Tesla stock analysis
Image Courtesy: Sheeraz Raza for ValueWalk, taken at Westfield Mall, London.

He expects Tesla to report an automotive gross margin in line with or above the consensus of 21.9% and guide to headwinds in the first half of this year due to seasonal weakness and under-utilization in China. The consensus for fourth-quarter free cash flow is $429 million, and Rusch sees upside to that estimate.

Most profitable manufacturer

UBS analyst Patrick Hummel said in his Tesla stock analysis this month that he’s bullish on the automaker’s fundamentals, “but everything has a price.” He resumed coverage of the stock with a Sell rating and new $410 price target. He expects the company to become the most popular manufacturer if its volumes do double by 2022.

He predicts success for the Model Y and expects the company to reach a 10% operating margin and generate $3 billion to $5 billion in annual free cash flow starting in 2022, based known products and capacities. He believes the fundamentals do justify a market capitalization “well above most incumbent OEMs,” but Tesla stock now discounts 1.6 million vehicles sold in 2025 at an 11% operating margin.

Tesla stock analysis: What’s driving the shares?

JPMorgan analyst Ryan Brinkman and team weighed in on the extraordinary share price in their recent Tesla stock analysis. They have an Underweight rating and $240 price target and urge “extreme caution” for investors.

They admit that there has been a lot of positive things happening at Tesla, but they also warn that less enthusiasm than what the market has mustered may be in order. Positive catalysts since June 3, when Tesla stock traded below $200 per share, have included better-than-expected deliveries for the second, third and fourth quarters, better-than-expected third-quarter earnings, and starting production in China on time before the end of 2019.

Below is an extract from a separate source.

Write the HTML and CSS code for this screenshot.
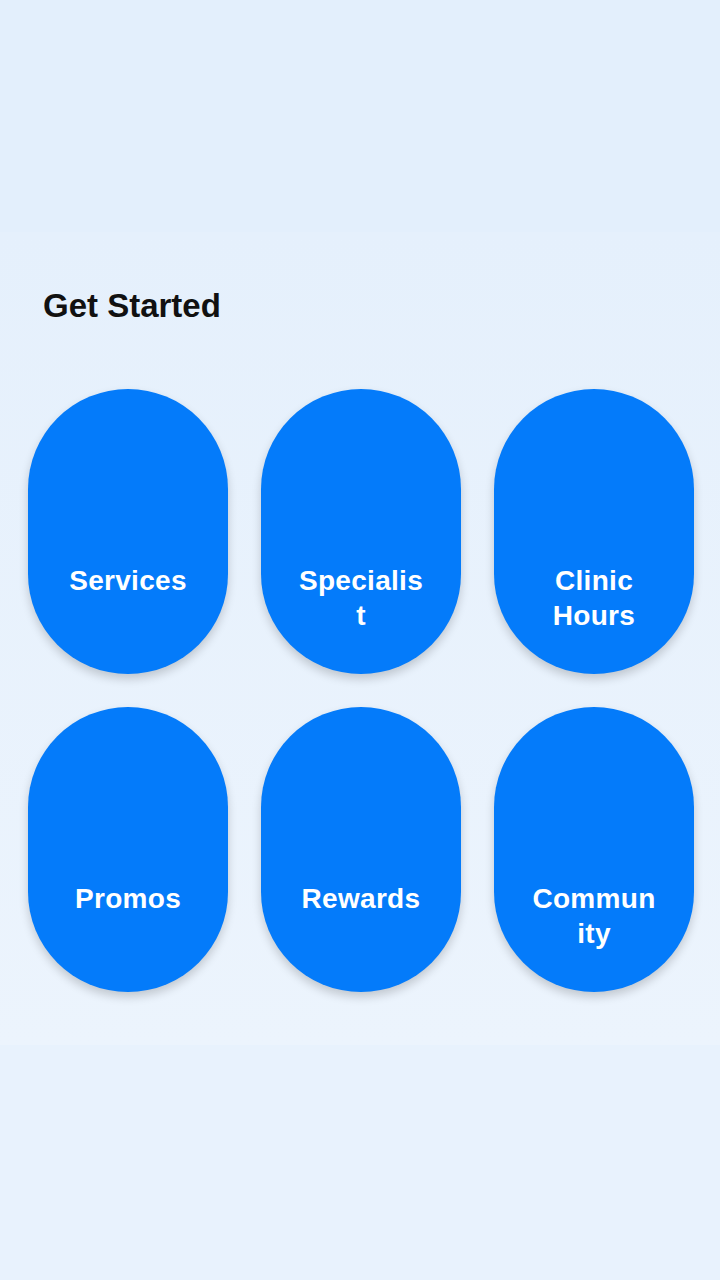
FILE: index.html
```html
<!DOCTYPE html>
<html lang="en">
<head>
    <meta charset="UTF-8">
    <meta name="viewport" content="width=device-width, initial-scale=1.0">
    <title>Clinic Home</title>
    <link rel="stylesheet" href="styles.css">
</head>
<body>
    <div class="top-banner"></div>

    <div class="get-started">
        <h2>Get Started</h2>
        <div class="menu-grid">
            <div class="menu-item"><span>Services</span></div>
            <div class="menu-item"><span>Specialist</span></div>
            <div class="menu-item"><span>Clinic Hours</span></div>
            <div class="menu-item"><span>Promos</span></div>
            <div class="menu-item"><span>Rewards</span></div>
            <div class="menu-item"><span>Community</span></div>
        </div>
    </div>

    <div class="bottom-area"></div>
</body>
</html>
```

FILE: styles.css
```css
body {
    font-family: Arial, "Liberation Sans", sans-serif;
    background-color: #e8f2fd;
    margin: 0;
    padding: 0;
}

.top-banner {
    height: 232px;
    background-color: #e3effc;
}

.get-started {
    background: linear-gradient(to bottom, #e5f0fc, #ecf4fd);
    padding: 55px 26px 53px 28px;
}

.get-started h2 {
    font-size: 33px;
    font-weight: bold;
    color: #111;
    margin: 0 0 64px 15px;
}

.menu-grid {
    display: grid;
    grid-template-columns: repeat(3, 200px);
    gap: 33px;
}

.menu-item {
    height: 285px;
    background-color: #047bfa;
    border-radius: 100px;
    box-shadow: 0 5px 10px rgba(0, 0, 0, 0.18);
    display: flex;
    flex-direction: column;
    align-items: center;
    padding: 174px 36px 0;
    box-sizing: border-box;
    cursor: pointer;
}

.menu-item span {
    color: #fff;
    font-size: 28px;
    font-weight: bold;
    letter-spacing: 0.3px;
    line-height: 35px;
    text-align: center;
    overflow-wrap: anywhere;
}

.bottom-area {
    height: 235px;
}
```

However, Brinkman and team notes that after beating delivery estimates for three quarters in 2019, Tesla deliveries were still 11,930 fewer than originally expected in the first quarter of the year. Expectations of weakness triggered a decline in Tesla stock in the first half of the year, but then investors rewarded the company for still coming up short of what was originally expected. They believe the full-year deliveries of 367,500 tracked “only roughly in line” with expectations at the time 4Q18 earnings were reported in January 2019, when the stock was trading at $308.77.

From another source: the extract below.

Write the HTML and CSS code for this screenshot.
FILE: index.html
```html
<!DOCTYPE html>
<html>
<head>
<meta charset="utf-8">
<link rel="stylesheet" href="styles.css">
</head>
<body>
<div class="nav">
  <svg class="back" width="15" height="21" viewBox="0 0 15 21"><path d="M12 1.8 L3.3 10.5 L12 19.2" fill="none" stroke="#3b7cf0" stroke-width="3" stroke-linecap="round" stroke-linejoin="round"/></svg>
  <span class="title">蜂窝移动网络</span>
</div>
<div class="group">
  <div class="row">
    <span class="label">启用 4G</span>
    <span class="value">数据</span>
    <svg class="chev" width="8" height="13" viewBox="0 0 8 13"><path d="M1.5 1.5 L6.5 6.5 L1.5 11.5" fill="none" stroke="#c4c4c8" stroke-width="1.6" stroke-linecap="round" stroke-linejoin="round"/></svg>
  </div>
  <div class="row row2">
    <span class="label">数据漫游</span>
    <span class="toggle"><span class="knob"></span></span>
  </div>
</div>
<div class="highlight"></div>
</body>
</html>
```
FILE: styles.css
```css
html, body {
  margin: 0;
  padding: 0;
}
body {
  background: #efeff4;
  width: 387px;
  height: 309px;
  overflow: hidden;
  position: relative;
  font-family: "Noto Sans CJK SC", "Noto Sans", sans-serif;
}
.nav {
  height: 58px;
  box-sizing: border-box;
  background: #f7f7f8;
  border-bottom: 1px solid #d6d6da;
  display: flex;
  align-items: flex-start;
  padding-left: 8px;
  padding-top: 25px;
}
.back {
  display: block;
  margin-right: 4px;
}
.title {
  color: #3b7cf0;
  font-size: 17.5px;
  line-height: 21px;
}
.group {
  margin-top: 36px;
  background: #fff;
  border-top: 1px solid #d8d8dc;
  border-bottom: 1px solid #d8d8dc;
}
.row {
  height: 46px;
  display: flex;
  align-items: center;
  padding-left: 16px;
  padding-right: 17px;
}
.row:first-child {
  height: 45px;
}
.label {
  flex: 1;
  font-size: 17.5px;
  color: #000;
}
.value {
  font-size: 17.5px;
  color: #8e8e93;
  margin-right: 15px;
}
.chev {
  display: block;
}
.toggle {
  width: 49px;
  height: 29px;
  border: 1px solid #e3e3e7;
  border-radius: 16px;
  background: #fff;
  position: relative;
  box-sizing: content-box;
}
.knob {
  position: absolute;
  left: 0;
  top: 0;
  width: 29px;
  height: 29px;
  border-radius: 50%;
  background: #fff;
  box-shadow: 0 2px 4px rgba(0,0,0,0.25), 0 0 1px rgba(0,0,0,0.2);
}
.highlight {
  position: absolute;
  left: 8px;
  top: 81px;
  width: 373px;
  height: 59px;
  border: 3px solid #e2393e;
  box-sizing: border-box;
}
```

Where will Tesla stock go next?

In their Tesla stock analysis this month, Bernstein analyst Toni Sacconaghi, Jr. and team looked at other times large-cap stocks have soared as quickly as Tesla shares have. Although it is rare for such a move to happen, it isn’t unprecedented for large caps to double in six months. On average, it happens to about three stocks per year, excluding the tech bubble and the recovery from the Great Financial Crisis. However, it is very unusual in the auto and industrial sectors. The only other times this has happened in these sectors were when Ford and Daimler recovered from the Great Financial Crisis and to Fiat Chrysler in 2017.

In the time following these periods of outperformance, such stocks see a forward six-month absolute return of 2.6% on average, although the standard deviation is extraordinarily wide at 29%. Sacconaghi said that in general, revenue revisions seem to dictate where such stocks go. Stocks with significant upward revisions usually continue to outperform. Bernstein has a Market Perform rating and $325 price target on Tesla stock.